LOS ANGELES—The California Highway Patrol’s fleet of airplanes and helicopters may be getting old, but state lawmakers should not fund the purchase of replacements until the state police force justifies why it needs 26 new aircraft, according to the independent Legislative Analyst’s Office.
The recommendation came Thursday, when the office released its review of Gov. Jerry Brown’s 2014-15 transportation budget proposal.
Currently, 19 of the CHP’s 30 aircraft have flown more than 10,000 hours—when maintenance becomes costly and some aircraft risk being unsafe, according to Brown’s budget spokesman, HD Palmer. He called the replacement plan a “safety-driven request.”
The CHP has said it wants to downsize to 26 aircraft, and lawmakers approved $17 million in the current budget to start the process by buying three helicopters and one plane. None has yet been acquired.

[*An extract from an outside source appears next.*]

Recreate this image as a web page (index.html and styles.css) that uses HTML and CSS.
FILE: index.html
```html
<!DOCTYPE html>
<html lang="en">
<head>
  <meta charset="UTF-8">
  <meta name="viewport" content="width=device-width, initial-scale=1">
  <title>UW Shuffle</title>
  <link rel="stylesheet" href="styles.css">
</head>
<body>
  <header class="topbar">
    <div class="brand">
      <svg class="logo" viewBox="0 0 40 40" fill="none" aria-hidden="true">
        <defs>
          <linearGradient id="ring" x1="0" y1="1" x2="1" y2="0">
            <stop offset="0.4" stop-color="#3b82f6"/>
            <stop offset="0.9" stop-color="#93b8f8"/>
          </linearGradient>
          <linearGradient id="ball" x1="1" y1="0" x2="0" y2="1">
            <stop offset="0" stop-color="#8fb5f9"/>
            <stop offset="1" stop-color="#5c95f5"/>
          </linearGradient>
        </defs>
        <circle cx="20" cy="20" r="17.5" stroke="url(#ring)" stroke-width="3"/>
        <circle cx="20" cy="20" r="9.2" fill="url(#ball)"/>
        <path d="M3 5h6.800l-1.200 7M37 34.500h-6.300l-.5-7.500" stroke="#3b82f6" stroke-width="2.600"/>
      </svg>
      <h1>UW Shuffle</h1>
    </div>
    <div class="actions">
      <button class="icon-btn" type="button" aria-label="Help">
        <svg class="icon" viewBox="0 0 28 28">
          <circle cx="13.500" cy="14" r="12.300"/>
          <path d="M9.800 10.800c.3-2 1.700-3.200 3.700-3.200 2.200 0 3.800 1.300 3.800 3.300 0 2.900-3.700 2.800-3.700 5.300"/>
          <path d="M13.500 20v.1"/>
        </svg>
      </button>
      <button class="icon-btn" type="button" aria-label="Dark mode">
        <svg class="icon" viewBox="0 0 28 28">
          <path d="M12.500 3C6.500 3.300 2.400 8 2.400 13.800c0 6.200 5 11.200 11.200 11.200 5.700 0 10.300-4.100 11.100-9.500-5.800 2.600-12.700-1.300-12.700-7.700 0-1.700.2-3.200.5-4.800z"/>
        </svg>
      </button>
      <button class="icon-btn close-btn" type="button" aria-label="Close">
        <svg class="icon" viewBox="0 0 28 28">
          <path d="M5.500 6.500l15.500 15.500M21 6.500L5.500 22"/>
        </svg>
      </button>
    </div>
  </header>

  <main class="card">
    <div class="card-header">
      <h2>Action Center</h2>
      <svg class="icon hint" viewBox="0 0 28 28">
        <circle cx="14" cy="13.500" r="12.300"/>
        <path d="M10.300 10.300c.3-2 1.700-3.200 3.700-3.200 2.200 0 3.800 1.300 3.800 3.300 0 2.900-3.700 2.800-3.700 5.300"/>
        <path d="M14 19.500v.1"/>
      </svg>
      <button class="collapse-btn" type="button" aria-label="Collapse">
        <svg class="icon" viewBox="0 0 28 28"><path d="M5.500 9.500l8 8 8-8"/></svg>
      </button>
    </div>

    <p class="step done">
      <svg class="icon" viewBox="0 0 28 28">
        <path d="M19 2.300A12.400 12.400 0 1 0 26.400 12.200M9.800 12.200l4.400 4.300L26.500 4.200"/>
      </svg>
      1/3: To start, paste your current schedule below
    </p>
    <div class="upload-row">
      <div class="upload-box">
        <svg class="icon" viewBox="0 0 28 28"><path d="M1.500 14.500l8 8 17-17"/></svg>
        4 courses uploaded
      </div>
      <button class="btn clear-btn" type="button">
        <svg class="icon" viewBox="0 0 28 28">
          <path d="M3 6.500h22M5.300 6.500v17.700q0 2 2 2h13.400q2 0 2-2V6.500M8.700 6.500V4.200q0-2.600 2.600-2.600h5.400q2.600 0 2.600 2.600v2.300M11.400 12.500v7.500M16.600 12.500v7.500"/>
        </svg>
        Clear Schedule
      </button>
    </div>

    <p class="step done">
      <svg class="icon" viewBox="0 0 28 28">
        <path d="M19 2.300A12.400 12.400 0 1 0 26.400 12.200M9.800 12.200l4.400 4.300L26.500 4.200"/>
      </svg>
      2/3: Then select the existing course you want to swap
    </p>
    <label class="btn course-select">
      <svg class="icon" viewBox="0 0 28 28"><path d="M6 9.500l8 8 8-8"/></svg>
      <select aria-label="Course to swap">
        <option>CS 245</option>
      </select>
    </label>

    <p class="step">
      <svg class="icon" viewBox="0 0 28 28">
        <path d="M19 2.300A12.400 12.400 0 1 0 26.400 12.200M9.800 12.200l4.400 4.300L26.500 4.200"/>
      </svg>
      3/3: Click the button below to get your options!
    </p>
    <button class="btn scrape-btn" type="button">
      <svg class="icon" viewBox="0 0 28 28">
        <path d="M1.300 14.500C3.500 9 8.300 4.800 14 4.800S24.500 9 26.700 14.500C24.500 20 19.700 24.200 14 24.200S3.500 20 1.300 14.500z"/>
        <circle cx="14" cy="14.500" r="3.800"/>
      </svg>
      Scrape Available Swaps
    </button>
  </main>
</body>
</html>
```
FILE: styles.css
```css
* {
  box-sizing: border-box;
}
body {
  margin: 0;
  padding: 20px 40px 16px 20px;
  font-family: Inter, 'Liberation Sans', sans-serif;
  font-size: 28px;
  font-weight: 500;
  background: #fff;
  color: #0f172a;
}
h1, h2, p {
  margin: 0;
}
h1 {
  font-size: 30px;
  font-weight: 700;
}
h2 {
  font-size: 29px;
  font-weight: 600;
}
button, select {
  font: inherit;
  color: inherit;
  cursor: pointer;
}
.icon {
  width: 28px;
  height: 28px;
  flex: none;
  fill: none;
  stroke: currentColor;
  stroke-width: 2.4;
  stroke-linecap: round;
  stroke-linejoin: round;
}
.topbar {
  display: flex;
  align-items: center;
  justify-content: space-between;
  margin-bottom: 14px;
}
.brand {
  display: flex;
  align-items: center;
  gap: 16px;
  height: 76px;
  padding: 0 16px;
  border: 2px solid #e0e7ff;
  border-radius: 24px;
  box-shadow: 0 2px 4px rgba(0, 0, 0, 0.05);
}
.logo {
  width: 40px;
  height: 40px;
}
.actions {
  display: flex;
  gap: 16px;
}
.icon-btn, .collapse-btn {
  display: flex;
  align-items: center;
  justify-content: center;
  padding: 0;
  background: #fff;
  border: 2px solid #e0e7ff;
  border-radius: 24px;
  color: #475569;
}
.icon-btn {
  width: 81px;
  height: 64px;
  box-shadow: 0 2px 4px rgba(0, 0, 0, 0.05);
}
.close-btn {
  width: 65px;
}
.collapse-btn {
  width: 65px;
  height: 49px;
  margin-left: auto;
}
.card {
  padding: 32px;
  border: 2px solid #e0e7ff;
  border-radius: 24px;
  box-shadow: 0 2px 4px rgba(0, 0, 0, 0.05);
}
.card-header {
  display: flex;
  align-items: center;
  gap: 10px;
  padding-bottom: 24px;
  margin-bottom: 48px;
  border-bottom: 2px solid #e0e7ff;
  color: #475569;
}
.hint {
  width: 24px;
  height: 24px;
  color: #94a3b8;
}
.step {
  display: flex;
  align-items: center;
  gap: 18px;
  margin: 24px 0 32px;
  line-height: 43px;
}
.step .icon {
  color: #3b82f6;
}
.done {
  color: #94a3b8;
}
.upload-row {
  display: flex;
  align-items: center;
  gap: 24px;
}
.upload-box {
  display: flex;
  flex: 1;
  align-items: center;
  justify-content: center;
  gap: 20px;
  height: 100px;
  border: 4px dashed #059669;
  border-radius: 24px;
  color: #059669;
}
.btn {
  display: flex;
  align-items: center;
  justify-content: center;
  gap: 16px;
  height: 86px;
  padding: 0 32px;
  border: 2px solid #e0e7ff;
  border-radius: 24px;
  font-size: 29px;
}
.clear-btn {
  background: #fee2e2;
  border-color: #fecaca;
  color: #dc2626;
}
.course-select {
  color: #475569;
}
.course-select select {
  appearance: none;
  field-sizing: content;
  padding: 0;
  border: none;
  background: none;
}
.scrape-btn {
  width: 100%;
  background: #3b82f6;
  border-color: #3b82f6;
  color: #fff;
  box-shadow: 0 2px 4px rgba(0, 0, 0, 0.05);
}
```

In his proposal for the budget year that starts July 1, Brown requested $16 million to replace two planes and two helicopters.
The analyst’s office wrote that the CHP has not justified why 26 would be the right number, “particularly given limited resources and the high cost to purchase, operate, and maintain the aircraft.”
The office also suggested that the CHP could ask local law enforcement agencies which rely on CHP aircraft, sometimes because their own tight budgets meant a cut in their own fleets, to reimburse CHP for some costs.
The aircraft are used for a range of missions, including patrolling electrical and water infrastructure, emergency response, and enforcement of speed limits. Each aircraft costs about $2 million annually to operate and maintain.
The CHP deferred comment to Palmer, though a spokesman said the agency’s helicopters are used in harsh environments such as deserts, where sand can cause problems, as well as in national parks where the CHP conducts search and rescues under an agreement with the federal government.